Not my mother. She lived through the bread that had too much oil and was leathery. She lived through the too-much-flour stage when the bread was stiff and hard. She even lived through the stage where bread was flat because the yeast got too hot. She lived through the cakes that had salt instead of sugar in the batter. She lived through the pea casserole recipes and the flavorless stews. She lived through the messy counters, the food baked on the stove and the water all over the floor after the dishes were done. She even lived through the days of being attacked by dishes falling out of the cupboards and pots and pans crashing to the floor when the doors were open because the child didn’t put them away properly.

When I was 3 years old, I was burned severely with scalding soup. I spent months in bed treading that delicate balance between life and death. Mother and Daddy hovered over me day and night caring for my wounds and trying to make me comfortable. The doctors gave me little hope of survival.

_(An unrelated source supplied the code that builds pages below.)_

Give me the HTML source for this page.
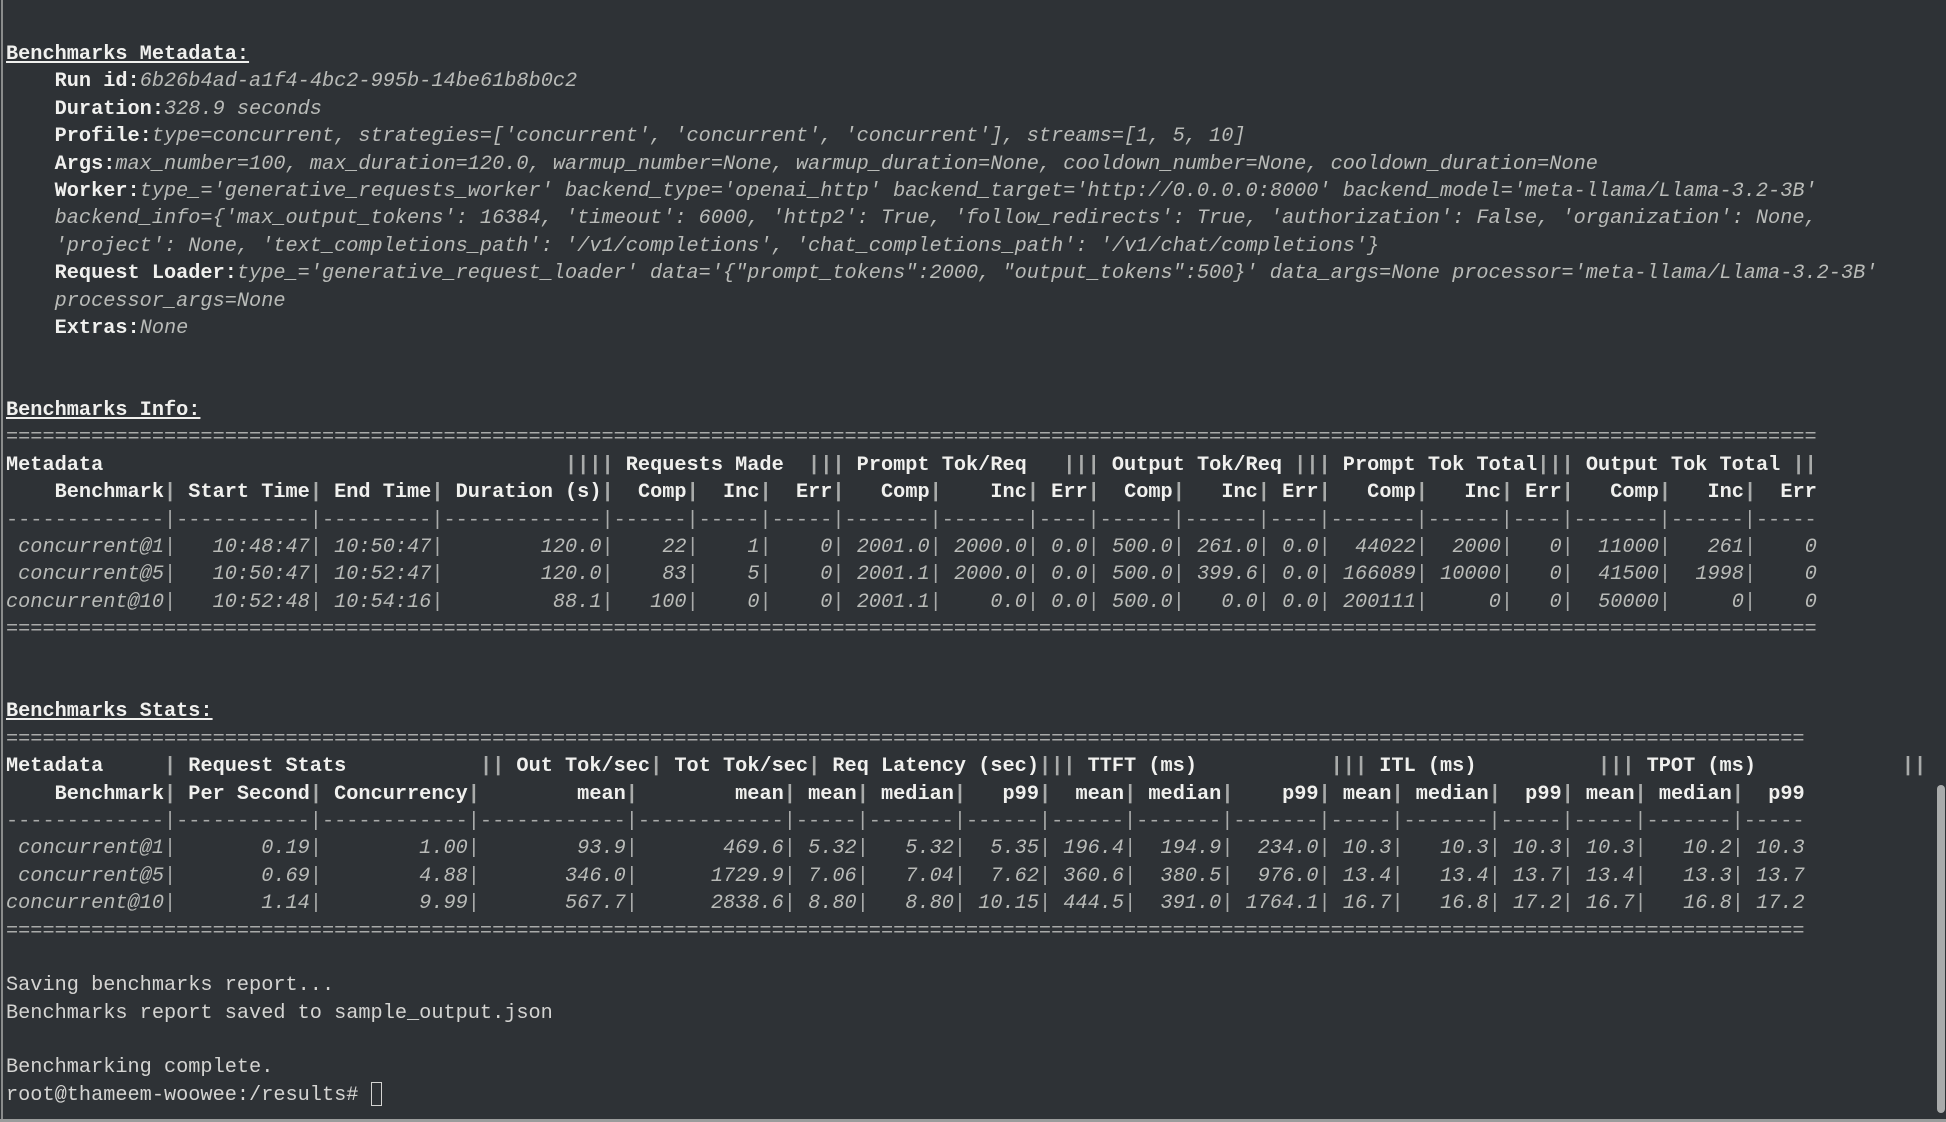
<!DOCTYPE html>
<html><head><meta charset="utf-8"><style>
html,body{margin:0;padding:0;}
body{width:1946px;height:1122px;background:#2e3236;overflow:hidden;position:relative;}
pre{position:absolute;left:6px;top:41px;margin:0;font-family:"Liberation Mono","DejaVu Sans Mono",monospace;font-size:20.25px;line-height:27.39px;color:#d4d4d2;white-space:pre;}
b{color:#f0f0ee;font-weight:bold;}
i{color:#b9bbb8;font-style:italic;}
u{text-decoration:underline;}
.s{color:#a9abaa;}
.lb{position:absolute;left:1px;top:0;width:2px;height:1122px;background:#8a8c8c;}
.sb{position:absolute;left:1937px;top:785px;width:8px;height:328px;border-radius:4px;background:#a9abab;}
.bt{position:absolute;left:0;top:1119px;width:1946px;height:3px;background:#9a9c9c;}
.cur{display:inline-block;width:11px;height:24px;border:1px solid #d4d4d2;vertical-align:-6px;box-sizing:border-box;}
</style></head><body>
<div class="lb"></div><div class="sb"></div><div class="bt"></div>
<pre><b><u>Benchmarks Metadata:</u></b>
    <b>Run id:</b><i>6b26b4ad-a1f4-4bc2-995b-14be61b8b0c2</i>
    <b>Duration:</b><i>328.9 seconds</i>
    <b>Profile:</b><i>type=concurrent, strategies=['concurrent', 'concurrent', 'concurrent'], streams=[1, 5, 10]</i>
    <b>Args:</b><i>max_number=100, max_duration=120.0, warmup_number=None, warmup_duration=None, cooldown_number=None, cooldown_duration=None</i>
    <b>Worker:</b><i>type_='generative_requests_worker' backend_type='openai_http' backend_target='http://0.0.0.0:8000' backend_model='meta-llama/Llama-3.2-3B'</i>
    <i>backend_info={'max_output_tokens': 16384, 'timeout': 6000, 'http2': True, 'follow_redirects': True, 'authorization': False, 'organization': None,</i>
    <i>'project': None, 'text_completions_path': '/v1/completions', 'chat_completions_path': '/v1/chat/completions'}</i>
    <b>Request Loader:</b><i>type_='generative_request_loader' data='{"prompt_tokens":2000, "output_tokens":500}' data_args=None processor='meta-llama/Llama-3.2-3B'</i>
    <i>processor_args=None</i>
    <b>Extras:</b><i>None</i>


<b><u>Benchmarks Info:</u></b>
<span class="s">=====================================================================================================================================================</span>
<b>Metadata                                      <span class="s">||||</span> Requests Made  <span class="s">|||</span> Prompt Tok/Req   <span class="s">|||</span> Output Tok/Req <span class="s">|||</span> Prompt Tok Total<span class="s">|||</span> Output Tok Total <span class="s">||</span></b>
<b>    Benchmark<span class="s">|</span> Start Time<span class="s">|</span> End Time<span class="s">|</span> Duration (s)<span class="s">|</span>  Comp<span class="s">|</span>  Inc<span class="s">|</span>  Err<span class="s">|</span>   Comp<span class="s">|</span>    Inc<span class="s">|</span> Err<span class="s">|</span>  Comp<span class="s">|</span>   Inc<span class="s">|</span> Err<span class="s">|</span>   Comp<span class="s">|</span>   Inc<span class="s">|</span> Err<span class="s">|</span>   Comp<span class="s">|</span>   Inc<span class="s">|</span>  Err</b>
<span class="s">-------------|-----------|---------|-------------|------|-----|-----|-------|-------|----|------|------|----|-------|------|----|-------|------|-----</span>
<i> concurrent@1<span class="s">|</span>   10:48:47<span class="s">|</span> 10:50:47<span class="s">|</span>        120.0<span class="s">|</span>    22<span class="s">|</span>    1<span class="s">|</span>    0<span class="s">|</span> 2001.0<span class="s">|</span> 2000.0<span class="s">|</span> 0.0<span class="s">|</span> 500.0<span class="s">|</span> 261.0<span class="s">|</span> 0.0<span class="s">|</span>  44022<span class="s">|</span>  2000<span class="s">|</span>   0<span class="s">|</span>  11000<span class="s">|</span>   261<span class="s">|</span>    0</i>
<i> concurrent@5<span class="s">|</span>   10:50:47<span class="s">|</span> 10:52:47<span class="s">|</span>        120.0<span class="s">|</span>    83<span class="s">|</span>    5<span class="s">|</span>    0<span class="s">|</span> 2001.1<span class="s">|</span> 2000.0<span class="s">|</span> 0.0<span class="s">|</span> 500.0<span class="s">|</span> 399.6<span class="s">|</span> 0.0<span class="s">|</span> 166089<span class="s">|</span> 10000<span class="s">|</span>   0<span class="s">|</span>  41500<span class="s">|</span>  1998<span class="s">|</span>    0</i>
<i>concurrent@10<span class="s">|</span>   10:52:48<span class="s">|</span> 10:54:16<span class="s">|</span>         88.1<span class="s">|</span>   100<span class="s">|</span>    0<span class="s">|</span>    0<span class="s">|</span> 2001.1<span class="s">|</span>    0.0<span class="s">|</span> 0.0<span class="s">|</span> 500.0<span class="s">|</span>   0.0<span class="s">|</span> 0.0<span class="s">|</span> 200111<span class="s">|</span>     0<span class="s">|</span>   0<span class="s">|</span>  50000<span class="s">|</span>     0<span class="s">|</span>    0</i>
<span class="s">=====================================================================================================================================================</span>


<b><u>Benchmarks Stats:</u></b>
<span class="s">====================================================================================================================================================</span>
<b>Metadata     <span class="s">|</span> Request Stats           <span class="s">||</span> Out Tok/sec<span class="s">|</span> Tot Tok/sec<span class="s">|</span> Req Latency (sec)<span class="s">|||</span> TTFT (ms)   <span class="s">        |||</span> ITL (ms)          <span class="s">|||</span> TPOT (ms)            <span class="s">||</span></b>
<b>    Benchmark<span class="s">|</span> Per Second<span class="s">|</span> Concurrency<span class="s">|</span>        mean<span class="s">|</span>        mean<span class="s">|</span> mean<span class="s">|</span> median<span class="s">|</span>   p99<span class="s">|</span>  mean<span class="s">|</span> median<span class="s">|</span>    p99<span class="s">|</span> mean<span class="s">|</span> median<span class="s">|</span>  p99<span class="s">|</span> mean<span class="s">|</span> median<span class="s">|</span>  p99</b>
<span class="s">-------------|-----------|------------|------------|------------|-----|-------|------|------|-------|-------|-----|-------|-----|-----|-------|-----</span>
<i> concurrent@1<span class="s">|</span>       0.19<span class="s">|</span>        1.00<span class="s">|</span>        93.9<span class="s">|</span>       469.6<span class="s">|</span> 5.32<span class="s">|</span>   5.32<span class="s">|</span>  5.35<span class="s">|</span> 196.4<span class="s">|</span>  194.9<span class="s">|</span>  234.0<span class="s">|</span> 10.3<span class="s">|</span>   10.3<span class="s">|</span> 10.3<span class="s">|</span> 10.3<span class="s">|</span>   10.2<span class="s">|</span> 10.3</i>
<i> concurrent@5<span class="s">|</span>       0.69<span class="s">|</span>        4.88<span class="s">|</span>       346.0<span class="s">|</span>      1729.9<span class="s">|</span> 7.06<span class="s">|</span>   7.04<span class="s">|</span>  7.62<span class="s">|</span> 360.6<span class="s">|</span>  380.5<span class="s">|</span>  976.0<span class="s">|</span> 13.4<span class="s">|</span>   13.4<span class="s">|</span> 13.7<span class="s">|</span> 13.4<span class="s">|</span>   13.3<span class="s">|</span> 13.7</i>
<i>concurrent@10<span class="s">|</span>       1.14<span class="s">|</span>        9.99<span class="s">|</span>       567.7<span class="s">|</span>      2838.6<span class="s">|</span> 8.80<span class="s">|</span>   8.80<span class="s">|</span> 10.15<span class="s">|</span> 444.5<span class="s">|</span>  391.0<span class="s">|</span> 1764.1<span class="s">|</span> 16.7<span class="s">|</span>   16.8<span class="s">|</span> 17.2<span class="s">|</span> 16.7<span class="s">|</span>   16.8<span class="s">|</span> 17.2</i>
<span class="s">====================================================================================================================================================</span>

Saving benchmarks report...
Benchmarks report saved to sample_output.json

Benchmarking complete.
root@thameem-woowee:/results# <span class="cur"></span></pre>
</body></html>
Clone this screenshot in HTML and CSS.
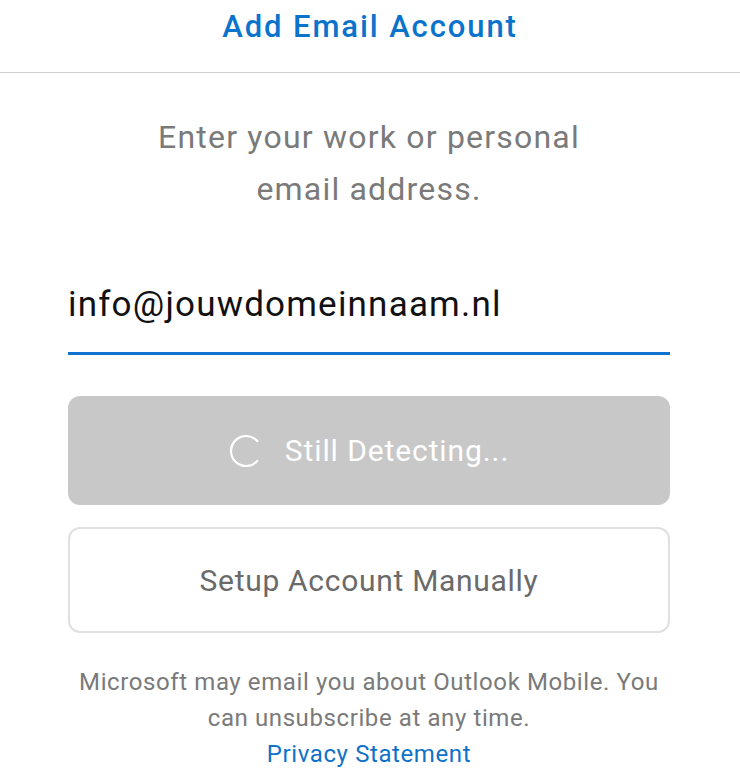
FILE: index.html
```html
<!DOCTYPE html>
<html lang="en">
<head>
    <meta charset="UTF-8">
    <meta name="viewport" content="width=device-width, initial-scale=1.0">
    <title>Add Email Account</title>
    <link rel="stylesheet" href="styles.css">
</head>
<body>
    <header class="top-bar">
        <h1 class="top-title">Add Email Account</h1>
    </header>
    <main class="content">
        <p class="intro">Enter your work or personal<br>email address.</p>
        <div class="email-field">info@jouwdomeinnaam.nl</div>
        <button class="detect-btn" type="button">
            <svg class="spinner" width="34" height="34" viewBox="0 0 34 34">
                <circle cx="17" cy="17" r="15" fill="none" stroke="#ffffff" stroke-width="2.2" stroke-dasharray="74 20.2" transform="rotate(38 17 17)"/>
            </svg>
            <span>Still Detecting...</span>
        </button>
        <button class="manual-btn" type="button">Setup Account Manually</button>
        <p class="notice">
            Microsoft may email you about Outlook Mobile. You<br>can unsubscribe at any time.<br>
            <a href="#" class="privacy">Privacy Statement</a>
        </p>
    </main>
</body>
</html>
```

FILE: styles.css
```css
body {
    margin: 0;
    background-color: #ffffff;
    font-family: Roboto, "Liberation Sans", sans-serif;
}
.top-bar {
    height: 72px;
    border-bottom: 1px solid #d0d0d0;
    display: flex;
    justify-content: center;
}
.top-title {
    margin: 0;
    padding-top: 8px;
    font-size: 31px;
    line-height: 38px;
    font-weight: 500;
    letter-spacing: 1.9px;
    color: #0a74cc;
}
.content {
    padding: 0 70px 0 68px;
}
.intro {
    margin: 38px 0 0;
    text-align: center;
    font-size: 32px;
    line-height: 52px;
    letter-spacing: 1.2px;
    color: #7a7a7a;
}
.email-field {
    margin-top: 70px;
    padding-bottom: 27px;
    font-size: 35px;
    line-height: 40px;
    letter-spacing: 1.2px;
    color: #111111;
    border-bottom: 3px solid #0f73cf;
}
.detect-btn, .manual-btn {
    display: flex;
    align-items: center;
    justify-content: center;
    width: 100%;
    border-radius: 12px;
    font-family: inherit;
    font-size: 30px;
}
.detect-btn {
    margin-top: 41px;
    height: 109px;
    gap: 22px;
    border: none;
    background-color: #c8c8c8;
    color: #ffffff;
    letter-spacing: 0.9px;
    padding: 0;
}
.manual-btn {
    margin-top: 22px;
    height: 106px;
    border: 2px solid #e0e0e0;
    background-color: #ffffff;
    color: #6a6a6a;
    letter-spacing: 0.7px;
}
.notice {
    margin: 31px 0 0;
    text-align: center;
    font-size: 24px;
    line-height: 36px;
    letter-spacing: 0.6px;
    color: #7a7a7a;
}
.privacy {
    color: #0f72c8;
    text-decoration: none;
}
```
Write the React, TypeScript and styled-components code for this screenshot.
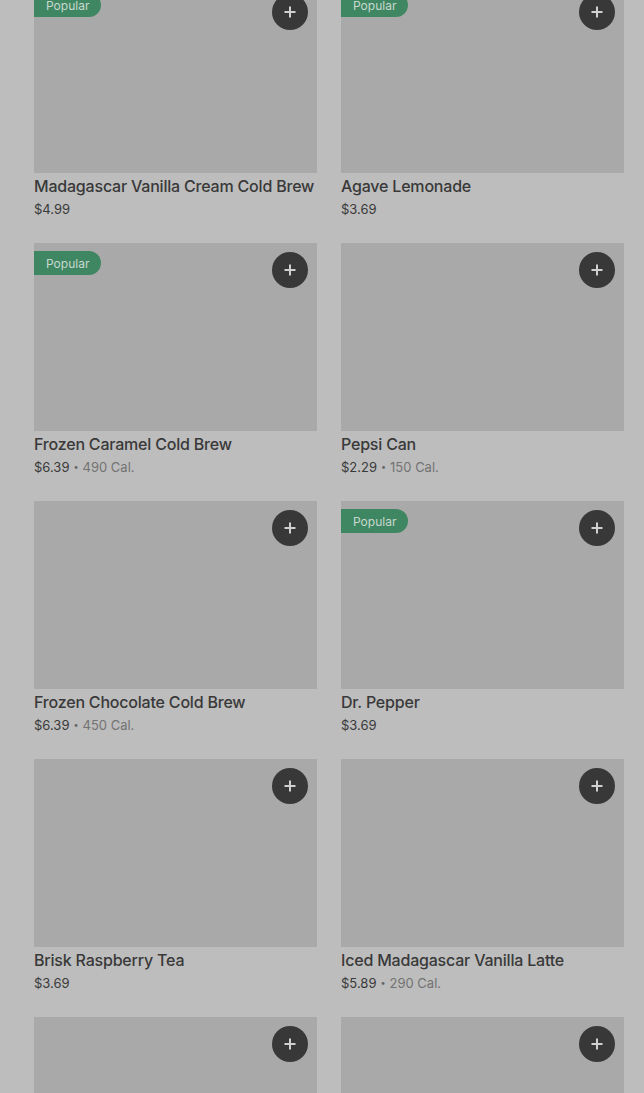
import React, { FC } from "react";
import styled, { createGlobalStyle } from "styled-components";

interface Item {
  name: string;
  price: string;
  cal?: string;
  popular?: boolean;
}

const items: Item[] = [
  { name: "Madagascar Vanilla Cream Cold Brew", price: "$4.99", popular: true },
  { name: "Agave Lemonade", price: "$3.69", popular: true },
  { name: "Frozen Caramel Cold Brew", price: "$6.39", cal: "490 Cal.", popular: true },
  { name: "Pepsi Can", price: "$2.29", cal: "150 Cal." },
  { name: "Frozen Chocolate Cold Brew", price: "$6.39", cal: "450 Cal." },
  { name: "Dr. Pepper", price: "$3.69", popular: true },
  { name: "Brisk Raspberry Tea", price: "$3.69" },
  { name: "Iced Madagascar Vanilla Latte", price: "$5.89", cal: "290 Cal." },
  { name: "", price: "" },
  { name: "", price: "" },
];

const App: FC = () => {
  return (
    <>
      <GlobalStyle />
      <Page>
        <Grid>
          {items.map((item, i) => (
            <Card key={i}>
              <Thumb>
                {item.popular && <Badge>Popular</Badge>}
                <AddButton aria-label="Add">
                  <svg width="12" height="12" viewBox="0 0 12 12">
                    <path d="M6 0.5v11M0.5 6h11" stroke="#d0d0d0" strokeWidth="2" />
                  </svg>
                </AddButton>
              </Thumb>
              {item.name && <Title>{item.name}</Title>}
              {item.price && (
                <Meta>
                  <Price>{item.price}</Price>
                  {item.cal && (
                    <>
                      <Dot>•</Dot>
                      <Cal>{item.cal}</Cal>
                    </>
                  )}
                </Meta>
              )}
            </Card>
          ))}
        </Grid>
      </Page>
    </>
  );
};

const GlobalStyle = createGlobalStyle`
  html, body {
    margin: 0;
    padding: 0;
    background: #bdbdbd;
    overflow: hidden;
  }
  body {
    font-family: Inter, "Noto Sans", sans-serif;
  }
`;

const Page = styled.div`
  height: 1093px;
  overflow: hidden;
  background: #bdbdbd;
`;

const Grid = styled.div`
  display: grid;
  grid-template-columns: 283px 283px;
  column-gap: 24px;
  row-gap: 25px;
  padding: 0 20px 0 34px;
  margin-top: -15px;
`;

const Card = styled.div`
  display: flex;
  flex-direction: column;
`;

const Thumb = styled.div`
  position: relative;
  height: 188px;
  background: #a9a9a9;
`;

const Badge = styled.div`
  position: absolute;
  top: 8px;
  left: 0;
  height: 24px;
  padding: 0 12px;
  display: flex;
  align-items: center;
  background: #3f8762;
  color: #c8d8cf;
  font-size: 12px;
  border-radius: 0 12px 12px 0;
`;

const AddButton = styled.button`
  position: absolute;
  top: 9px;
  right: 9px;
  width: 36px;
  height: 36px;
  border: none;
  padding: 0;
  border-radius: 50%;
  background: #383838;
  display: flex;
  align-items: center;
  justify-content: center;
`;

const Title = styled.div`
  margin-top: 3px;
  font-size: 16px;
  line-height: 20px;
  font-weight: 500;
  letter-spacing: -0.2px;
  color: #393939;
  white-space: nowrap;
`;

const Meta = styled.div`
  margin-top: 4px;
  display: flex;
  align-items: center;
  font-size: 13px;
  line-height: 18px;
`;

const Price = styled.span`
  color: #3a3a3a;
`;

const Dot = styled.span`
  color: #666;
  font-size: 9px;
  margin: 0 4px;
`;

const Cal = styled.span`
  color: #737373;
`;

export default App;
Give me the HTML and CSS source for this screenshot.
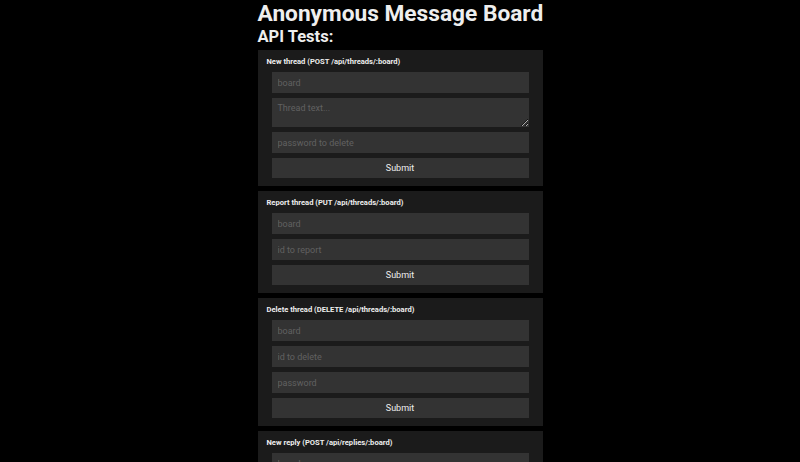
FILE: index.html
```html
<!DOCTYPE html>
<html>
<head>
<meta charset="utf-8">
<link rel="stylesheet" href="styles.css">
</head>
<body>
<div class="page">
  <h1 class="title">Anonymous Message Board</h1>
  <h2 class="subtitle">API Tests:</h2>
  <form class="card">
    <div class="label">New thread (POST /api/threads/:board)</div>
    <input class="field" type="text" placeholder="board">
    <textarea class="field area" placeholder="Thread text..."></textarea>
    <input class="field" type="text" placeholder="password to delete">
    <button class="submit" type="button">Submit</button>
  </form>
  <form class="card">
    <div class="label">Report thread (PUT /api/threads/:board)</div>
    <input class="field" type="text" placeholder="board">
    <input class="field" type="text" placeholder="id to report">
    <button class="submit" type="button">Submit</button>
  </form>
  <form class="card">
    <div class="label">Delete thread (DELETE /api/threads/:board)</div>
    <input class="field" type="text" placeholder="board">
    <input class="field" type="text" placeholder="id to delete">
    <input class="field" type="text" placeholder="password">
    <button class="submit" type="button">Submit</button>
  </form>
  <form class="card">
    <div class="label">New reply (POST /api/replies/:board)</div>
    <input class="field" type="text" placeholder="board">
    <input class="field" type="text" placeholder="thread id">
    <textarea class="field area" placeholder="Reply text..."></textarea>
    <input class="field" type="text" placeholder="password to delete">
    <button class="submit" type="button">Submit</button>
  </form>
</div>
</body>
</html>
```
FILE: styles.css
```css
html, body {
  margin: 0;
  padding: 0;
  background: #000;
}
body {
  font-family: Roboto, "Liberation Sans", sans-serif;
  color: #eee;
}
.page {
  width: 285px;
  margin: 0 auto;
  display: flex;
  flex-direction: column;
}
.title {
  margin: 0;
  font-size: 22.7px;
  font-weight: 700;
  line-height: 28px;
  color: #eee;
  white-space: nowrap;
}
.subtitle {
  margin: 0;
  font-size: 16.5px;
  font-weight: 700;
  line-height: 18px;
  color: #eee;
  margin-bottom: 4px;
}
.card {
  background: #1b1b1b;
  display: flex;
  flex-direction: column;
  gap: 5px;
  padding: 0 14px 8px 14px;
  margin-bottom: 5px;
}
.label {
  font-size: 7.6px;
  font-weight: 700;
  color: #eee;
  line-height: 10px;
  margin: 7px 0 0 -5px;
  height: 10px;
  white-space: nowrap;
}
.field {
  box-sizing: border-box;
  height: 21px;
  background: #333;
  border: none;
  outline: none;
  padding: 0 6px;
  font-family: Roboto, "Liberation Sans", sans-serif;
  font-size: 9px;
  color: #ddd;
}
.field::placeholder {
  color: #616161;
}
.area {
  height: 29px;
  padding-top: 5px;
  resize: vertical;
}
.submit {
  height: 20px;
  background: #333;
  border: none;
  color: #eee;
  font-family: Roboto, "Liberation Sans", sans-serif;
  font-size: 9px;
  padding: 0;
}
```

There was nothing to ease the pain. There were no miracle cures, just watching, waiting and praying. I can only imagine the terrible agony of the nightmare my parents lived through in those months.

When I finally started to walk again, I walked doubled over as the scars started to form on my midriff. Mother encouraged me to stand up straight, to fight against the pain. It would have been easy for her give up with my cries of protest and pain. It would have been easy for her to look the other way and allow me to go through life doubled over with the terrible scars, but she taught me to resist the pain and stand tall. Three-year-olds don’t have much stamina, but Mothers who care do. She stayed with the problem until it was solved. I’ll never know what it’s like to be handicapped because Mother cared enough to help me go on when I couldn’t do it on my own.

When I look in the mirror and see my mother, I am forever grateful for a mother who left tracks in the newly plowed ground for me to follow.